Sheriff ushers in promotion testing

Correction officers must pass to move up

WEST BOYLSTON- Correction officers looking to advance their careers at the Worcester County Jail and House of Correction will first have to pass a written exam beginning in January, officials said.

The new promotional exam, the first written test to be required for advancement in the department's history, will be designed and graded by a private firm based in Lakeland, Fla., said Deputy Superintendent Jeffrey R. Turco.

"It removes that sort of whisper campaign of, 'Is this a fair process?' Everybody who passes the test is minimally qualified," Mr. Turco said. "There's going to be a couple of hard months of studying if people want to pass this test."

Sheriff Guy W. Glodis said in a press release that the move is a major step in professionalizing his office, but the new system also will leave him broad personal leeway in picking who gets promoted to higher-paying jobs as sergeants, lieutenants and captains.

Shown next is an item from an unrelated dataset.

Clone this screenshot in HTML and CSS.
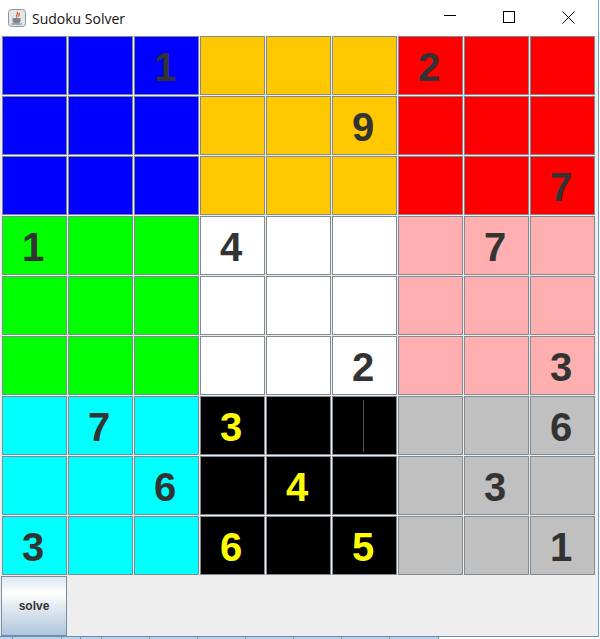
FILE: index.html
```html
<!DOCTYPE html>
<html lang="en">
<head>
  <meta charset="UTF-8">
  <title>Sudoku Solver</title>
  <link rel="stylesheet" href="styles.css">
</head>
<body>
  <section class="window">
    <header class="titlebar">
      <svg class="java-icon" width="18" height="18" viewBox="0 0 18 18">
        <rect x="0.500" y="0.500" width="17" height="17" rx="3" fill="#e4e6ea" stroke="#8d97a3"/>
        <path d="M9 3c2 2-2 3 0 5.500M11 4c1 2-1 2 0 3.500" fill="none" stroke="#d9662c" stroke-width="1.400"/>
        <path d="M4.500 9h8v2.500a2.500 2.500 0 0 1-2.500 2.500H7a2.500 2.500 0 0 1-2.500-2.500z" fill="#7c8794"/>
        <path d="M3.500 15h10" stroke="#5b6672"/>
      </svg>
      <span class="title">Sudoku Solver</span>
      <div class="controls">
        <svg width="12" height="12" viewBox="0 0 12 12"><path d="M0 4.500h12" stroke="#000"/></svg>
        <svg width="12" height="12" viewBox="0 0 12 12"><rect x="0.500" y="0.500" width="11" height="11" fill="none" stroke="#000"/></svg>
        <svg width="13" height="13" viewBox="0 0 13 13"><path d="M0.500 0.500l12 12M12.500 0.500l-12 12" stroke="#000"/></svg>
      </div>
    </header>
    <main class="board" id="board"></main>
    <footer class="actions">
      <button class="solve" type="button">solve</button>
    </footer>
  </section>
  <div class="behind">
    <span></span><span></span><span></span><span></span><span></span><span></span>
    <span></span><span></span><span></span><span></span><span></span>
  </div>
  <script src="board.js"></script>
</body>
</html>
```

FILE: styles.css
```css
*,
*::before,
*::after{
  box-sizing: border-box;
}
html, body{
  margin: 0;
  background-color: #fff;
}
body{
  width: 600px;
  height: 639px;
  overflow: hidden;
}
.window{
  width: 599px;
  height: 637px;
  background-color: #eee;
  border-right: 1px solid #6fa3d8;
  border-bottom: 1px solid #5f8fc0;
}
.titlebar{
  display: flex;
  align-items: center;
  height: 36px;
  padding-left: 8px;
  background-color: #fff;
  font-family: "Open Sans", "Liberation Sans", sans-serif;
  font-size: 14px;
  color: #111;
}
.java-icon{
  margin-right: 6px;
}
.controls{
  display: flex;
  align-items: center;
  gap: 47px;
  margin-left: auto;
  margin-right: 23px;
  margin-bottom: 2px;
}
.board{
  display: grid;
  grid-template-columns: repeat(9, 66px);
  grid-template-rows: repeat(9, 60px);
  padding-left: 2px;
}
.cell{
  display: flex;
  align-items: center;
  justify-content: center;
  margin: 0 1px 1px 0;
  padding: 4px 3px 0 0;
  border: 1px solid #808a92;
  font-family: "Liberation Sans", sans-serif;
  font-weight: bold;
  font-size: 40px;
  color: #333;
  background-color: #fff;
}
.cell.black{
  color: #ff0;
}
.mark{
  width: 1px;
  height: 52px;
  margin-bottom: 4px;
  background-color: #555;
}
.blue{ background-color: #00f; }
.orange{ background-color: #ffc800; }
.red{ background-color: #f00; }
.green{ background-color: #0f0; }
.white{ background-color: #fff; }
.pink{ background-color: #ffafaf; }
.cyan{ background-color: #0ff; }
.black{ background-color: #000; }
.gray{ background-color: #c0c0c0; }
.actions{
  display: flex;
  padding-left: 1px;
}
.solve{
  width: 66px;
  height: 60px;
  padding: 0;
  border: 1px solid #7a8ba0;
  background: linear-gradient(#dde6ef 0%, #fff 28%, #e6ebf2 50%, #afc6df 100%);
  font-family: "Liberation Sans", sans-serif;
  font-weight: bold;
  font-size: 12px;
  color: #333;
}
.behind{
  display: grid;
  grid-template-columns: 13px 49px 19px 21px repeat(6, 48px) 49px;
  height: 2px;
}
.behind span{
  background-color: #bcd3e8;
  border-right: 1px solid #6f95bd;
}
```

FILE: board.js
```js
const regions = ["blue", "orange", "red", "green", "white", "pink", "cyan", "black", "gray"];
const values = [
  "  1   2  ",
  "     9   ",
  "        7",
  "1  4   7 ",
  "         ",
  "     2  3",
  " 7 3    6",
  "  6 4  3 ",
  "3  6 5  1"
];
const board = document.getElementById("board");

values.forEach((row, r) => {
  row.split("").forEach((val, c) => {
    const cell = document.createElement("div");
    const region = regions[Math.floor(r / 3) * 3 + Math.floor(c / 3)];
    cell.className = "cell " + region;
    cell.textContent = val.trim();
    // the black cell in row 7 has a stray line through it
    if (r === 6 && c === 5) {
      const mark = document.createElement("span");
      mark.className = "mark";
      cell.appendChild(mark);
    }
    board.appendChild(cell);
  });
});
```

Those passing the exam, which will be scored as a simple pass or fail, would then go before a promotion board made up of two managers and one union official, all three selected by the sheriff, Mr. Turco said.

The addition of a union representative to the board also is new under the updated promotion system, he said.

The board members will score each candidate based on an oral interview in front of the board and the three scores will be averaged, but, under the old system and the new one, Mr. Glodis isn't required to select the highest scorers for advancement, Mr. Turco said.

Even if only half the candidates pass the new test, there would still be about twice as many eligible candidates for promotion to sergeant as there are openings, based on the number of correction officers who applied this past January. In that case, roughly 80 officers applied for 19 open sergeant slots, Mr. Turco said.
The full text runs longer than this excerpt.